Highlights:
- "Studies showed that children who consume large amounts of sugar are no more hyperactive than those who don't. But parents who think their kids have eaten sugar, even when they haven't, tend to rate them as being hyperactive.
The ill-mannered behavior, the authors wrote, was 'all in the parents' minds.'"
- "Coca-Cola douches for pregnancy prevention were a part of folklore in the 1950s and 1960s, before the contraceptive pill. People thought that the acidity of the soda would kill sperm and that the classic Coke bottle provided a convenient 'shake and shoot' applicator.
Dr. Deborah Anderson of Boston University School of Medicine had previously reported that Coke can impede the mobility of sperm in a test tube. But further study, she said, shows that sperm get to the cervical canal so quickly that postcoital spritzing is ineffective.
For it to work, she wrote, the soda would have to be put in the vagina before sex, 'but that would undoubtedly be messy.'"
- "Drs. Christopher J. Boos and Howard Marshall, cardiologists at University Hospital Birmingham, treated a 25-year-old woman who suffered repeated fainting episodes, particularly when eating a sandwich or drinking a fizzy drink.

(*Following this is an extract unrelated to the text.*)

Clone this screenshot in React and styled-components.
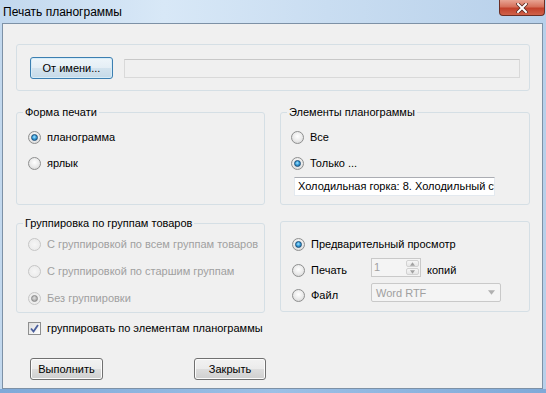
import React from "react";
import styled, { createGlobalStyle } from "styled-components";

const GlobalStyle = createGlobalStyle`
  html, body {
    margin: 0;
    padding: 0;
    width: 546px;
    height: 393px;
    overflow: hidden;
    font-family: "Liberation Sans", Arial, sans-serif;
    font-size: 11px;
  }
`;

const Window = styled.div`
  width: 546px;
  height: 393px;
  display: flex;
  flex-direction: column;
  box-sizing: border-box;
  background: linear-gradient(90deg, #c2d8ee 0%, #d8e8f7 30%, #c9ddf1 60%, #b7d0ea 100%);
  position: relative;
  &::after {
    content: "";
    position: absolute;
    left: 0;
    right: 0;
    bottom: 0;
    height: 4px;
    background: linear-gradient(90deg, #7fa9d8, #9cc0e6 50%, #7fa9d8);
  }
`;

const TitleBar = styled.div`
  height: 23px;
  display: flex;
  justify-content: space-between;
  align-items: flex-start;
  padding-left: 3px;
  flex: none;
`;

const Title = styled.span`
  font-family: "Liberation Sans", Arial, sans-serif;
  font-size: 12px;
  line-height: 14px;
  margin-top: 5px;
  color: #000;
`;

const CloseButton = styled.div`
  width: 46px;
  height: 16px;
  margin-right: 1px;
  box-sizing: border-box;
  border: 1px solid #6b2e24;
  border-top: none;
  border-radius: 0 0 4px 4px;
  background: linear-gradient(180deg, #e8a493 0%, #d6705b 45%, #c2412b 55%, #d0624a 100%);
  display: flex;
  align-items: center;
  justify-content: center;
`;

const Client = styled.div`
  flex: 1;
  margin: 0 3px 4px 2px;
  border: 1px solid #7d91a6;
  background: #f0f0f0;
  padding: 20px 12px 0 13px;
  display: flex;
  flex-direction: column;
`;

const TopGroup = styled.div`
  height: 47px;
  box-sizing: border-box;
  border: 1px solid #d5dfe5;
  border-radius: 3px;
  display: flex;
  align-items: center;
  padding: 1px 9px 0 13px;
  gap: 11px;
`;

const Row = styled.div`
  display: grid;
  grid-template-columns: 249px 250px;
  column-gap: 15px;
  margin-top: ${(p) => p.$top}px;
`;

const Fieldset = styled.fieldset`
  margin: 0;
  padding: 0;
  min-width: 0;
  height: ${(p) => p.$height}px;
  box-sizing: border-box;
  border: 1px solid #d5dfe5;
  border-radius: 3px;
  margin-top: ${(p) => p.$offset || 0}px;
`;

const Legend = styled.legend`
  margin-left: 6px;
  padding: 0 2px;
  line-height: 13px;
  color: #000;
`;

const Stack = styled.div`
  display: flex;
  flex-direction: column;
  gap: ${(p) => p.$gap}px;
  padding: ${(p) => p.$pad};
`;

const Option = styled.label`
  display: flex;
  align-items: center;
  gap: 6px;
  height: 16px;
  width: ${(p) => (p.$w ? `${p.$w}px` : "auto")};
  margin-top: ${(p) => p.$shift || 0}px;
  flex: none;
  color: ${(p) => (p.$disabled ? "#a0a0a0" : "#000")};
  white-space: nowrap;
`;

const Line = styled.div`
  display: flex;
  align-items: center;
  gap: 6px;
  height: 19px;
`;

const RadioMark = styled.span`
  width: 13px;
  height: 13px;
  box-sizing: border-box;
  border-radius: 50%;
  flex: none;
  position: relative;
  border: 1px solid ${(p) => (p.$disabled ? "#c6c6c6" : "#8e8f8f")};
  background: ${(p) =>
    p.$disabled
      ? "radial-gradient(circle at 50% 50%, #f6f6f6 0%, #ececec 70%, #e2e2e2 100%)"
      : "radial-gradient(circle at 50% 40%, #ffffff 0%, #e9e9e9 55%, #cdcdcd 100%)"};
  &::after {
    content: "";
    display: ${(p) => (p.$checked ? "block" : "none")};
    position: absolute;
    left: 2px;
    top: 2px;
    width: 7px;
    height: 7px;
    box-sizing: border-box;
    border-radius: 50%;
    border: 1px solid ${(p) => (p.$disabled ? "#8a8a8a" : "#1b4e78")};
    background: ${(p) =>
      p.$disabled
        ? "radial-gradient(circle at 45% 40%, #e0e0e0 0%, #a8a8a8 70%)"
        : "radial-gradient(circle at 45% 40%, #a9e6ff 0%, #3aa0dc 45%, #135f96 100%)"};
  }
`;

const CheckMark = styled.span`
  width: 13px;
  height: 13px;
  box-sizing: border-box;
  border: 1px solid #8e8f8f;
  background: linear-gradient(135deg, #dcdcdc 0%, #f6f6f6 70%, #ffffff 100%);
  display: flex;
  align-items: center;
  justify-content: center;
  flex: none;
`;

const CheckRow = styled(Option)`
  margin-top: 8px;
  margin-left: 12px;
  height: 14px;
`;

const Button = styled.button`
  font-family: "Liberation Sans", Arial, sans-serif;
  font-size: 11px;
  color: #000;
  width: ${(p) => p.$w}px;
  height: 22px;
  padding: 0;
  box-sizing: border-box;
  flex: none;
  border: 1px solid ${(p) => (p.$focus ? "#3c7fb1" : "#707070")};
  border-radius: 3px;
  box-shadow: inset 0 0 0 1px ${(p) => (p.$focus ? "#d6ecf8" : "#fcfcfc")};
  background: ${(p) =>
    p.$focus
      ? "linear-gradient(180deg, #eef5fa 0%, #e4eef5 50%, #d3e3ee 51%, #c6dae8 100%)"
      : "linear-gradient(180deg, #f2f2f2 0%, #ebebeb 50%, #dddddd 51%, #cfcfcf 100%)"};
`;

const TextField = styled.div`
  height: 19px;
  box-sizing: border-box;
  border: 1px solid;
  padding: 2px 3px 0;
  color: #000;
  white-space: nowrap;
  overflow: hidden;
  width: ${(p) => (p.$w ? `${p.$w}px` : "auto")};
  flex: ${(p) => (p.$w ? "none" : "1")};
  margin: ${(p) => p.$margin || "0"};
  background: ${(p) => (p.$blank ? "#f0f0f0" : "#fff")};
  border-color: ${(p) => (p.$blank ? "#d9d9d9" : "#e3e9ef")};
  border-top-color: ${(p) => (p.$blank ? "#c8c8c8" : "#abadb3")};
`;

const Spin = styled.div`
  width: 50px;
  height: 19px;
  box-sizing: border-box;
  border: 1px solid #c9c9c9;
  background: #f4f4f4;
  display: flex;
  flex: none;
`;

const SpinValue = styled.span`
  flex: 1;
  color: #a0a0a0;
  padding: 1px 0 0 2px;
  line-height: 14px;
`;

const SpinButtons = styled.div`
  width: 15px;
  display: flex;
  flex-direction: column;
  gap: 1px;
  padding: 1px;
  box-sizing: border-box;
`;

const SpinButton = styled.div`
  flex: 1;
  border: 1px solid #d2d2d2;
  border-radius: 2px;
  background: linear-gradient(180deg, #f6f6f6, #e6e6e6);
  display: flex;
  align-items: center;
  justify-content: center;
`;

const Combo = styled.div`
  width: 130px;
  height: 19px;
  box-sizing: border-box;
  border: 1px solid #c9c9c9;
  border-radius: 2px;
  background: #f4f4f4;
  display: flex;
  align-items: center;
  justify-content: space-between;
  padding: 0 5px 0 4px;
  color: #a0a0a0;
  flex: none;
`;

const Copies = styled.span`
  margin-top: 4px;
`;

const ButtonRow = styled.div`
  display: flex;
  gap: 91px;
  margin-top: 23px;
  padding-left: 14px;
`;

const Radio = ({ checked, disabled, children, w, shift }) => (
  <Option $disabled={disabled} $w={w} $shift={shift}>
    <RadioMark $checked={checked} $disabled={disabled} />
    {children}
  </Option>
);

const Arrow = ({ up, color = "#a0a0a0", size = 5 }) => (
  <svg width={size} height={Math.ceil(size / 2) + 1} viewBox="0 0 6 4">
    <path d={up ? "M0 4 L3 0 L6 4 Z" : "M0 0 L6 0 L3 4 Z"} fill={color} />
  </svg>
);

export default function App() {
  return (
    <>
      <GlobalStyle />
      <Window>
        <TitleBar>
          <Title>Печать планограммы</Title>
          <CloseButton>
            <svg width="12" height="10" viewBox="0 0 12 10">
              <path
                d="M2 1 L10 9 M10 1 L2 9"
                stroke="#5a2a22"
                strokeWidth="3.6"
                strokeLinecap="square"
              />
              <path
                d="M2 1 L10 9 M10 1 L2 9"
                stroke="#ffffff"
                strokeWidth="2"
                strokeLinecap="square"
              />
            </svg>
          </CloseButton>
        </TitleBar>
        <Client>
          <TopGroup>
            <Button $w={83} $focus>
              От имени...
            </Button>
            <TextField $blank />
          </TopGroup>

          <Row $top={15}>
            <Fieldset $height={99}>
              <Legend>Форма печати</Legend>
              <Stack $gap={10} $pad="10px 0 0 11px">
                <Radio checked>планограмма</Radio>
                <Radio>ярлык</Radio>
              </Stack>
            </Fieldset>
            <Fieldset $height={99}>
              <Legend>Элементы планограммы</Legend>
              <Stack $gap={10} $pad="10px 0 0 10px">
                <Radio>Все</Radio>
                <Radio checked>Только ...</Radio>
              </Stack>
              <TextField $w={201} $margin="6px 0 0 13px">
                Холодильная горка: 8. Холодильный ст
              </TextField>
            </Fieldset>
          </Row>

          <Row $top={12}>
            <Fieldset $height={96}>
              <Legend>Группировка по группам товаров</Legend>
              <Stack $gap={11} $pad="6px 0 0 11px">
                <Radio disabled>С группировкой по всем группам товаров</Radio>
                <Radio disabled>С группировкой по старшим группам</Radio>
                <Radio disabled checked>
                  Без группировки
                </Radio>
              </Stack>
            </Fieldset>
            <Fieldset $height={91} $offset={4}>
              <Stack $gap={6} $pad="14px 0 0 11px">
                <Radio checked>Предварительный просмотр</Radio>
                <Line>
                  <Radio w={73} shift={5}>
                    Печать
                  </Radio>
                  <Spin>
                    <SpinValue>1</SpinValue>
                    <SpinButtons>
                      <SpinButton>
                        <Arrow up size={5} />
                      </SpinButton>
                      <SpinButton>
                        <Arrow size={5} />
                      </SpinButton>
                    </SpinButtons>
                  </Spin>
                  <Copies>копий</Copies>
                </Line>
                <Line>
                  <Radio w={73} shift={5}>
                    Файл
                  </Radio>
                  <Combo>
                    <span>Word RTF</span>
                    <Arrow size={7} color="#b0b0b0" />
                  </Combo>
                </Line>
              </Stack>
            </Fieldset>
          </Row>

          <CheckRow>
            <CheckMark>
              <svg width="9" height="9" viewBox="0 0 9 9">
                <path
                  d="M1 4.5 L3.5 7.5 L8 1"
                  fill="none"
                  stroke="#4a5e9c"
                  strokeWidth="1.8"
                />
              </svg>
            </CheckMark>
            группировать по элементам планограммы
          </CheckRow>

          <ButtonRow>
            <Button $w={73}>Выполнить</Button>
            <Button $w={72}>Закрыть</Button>
          </ButtonRow>
        </Client>
      </Window>
    </>
  );
}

A full medical work-up showed her to be healthy overall, but the team ultimately diagnosed a condition called swallow syncope, which caused her heart to stop beating for as long as three seconds after some types of swallowing -- especially sandwiches, for no clear reason.
The woman was fitted with a pacemaker and has had no fainting episodes since, Boos and Marshall reported in the Lancet. They suspect that many other patients suffer the problem without being diagnosed."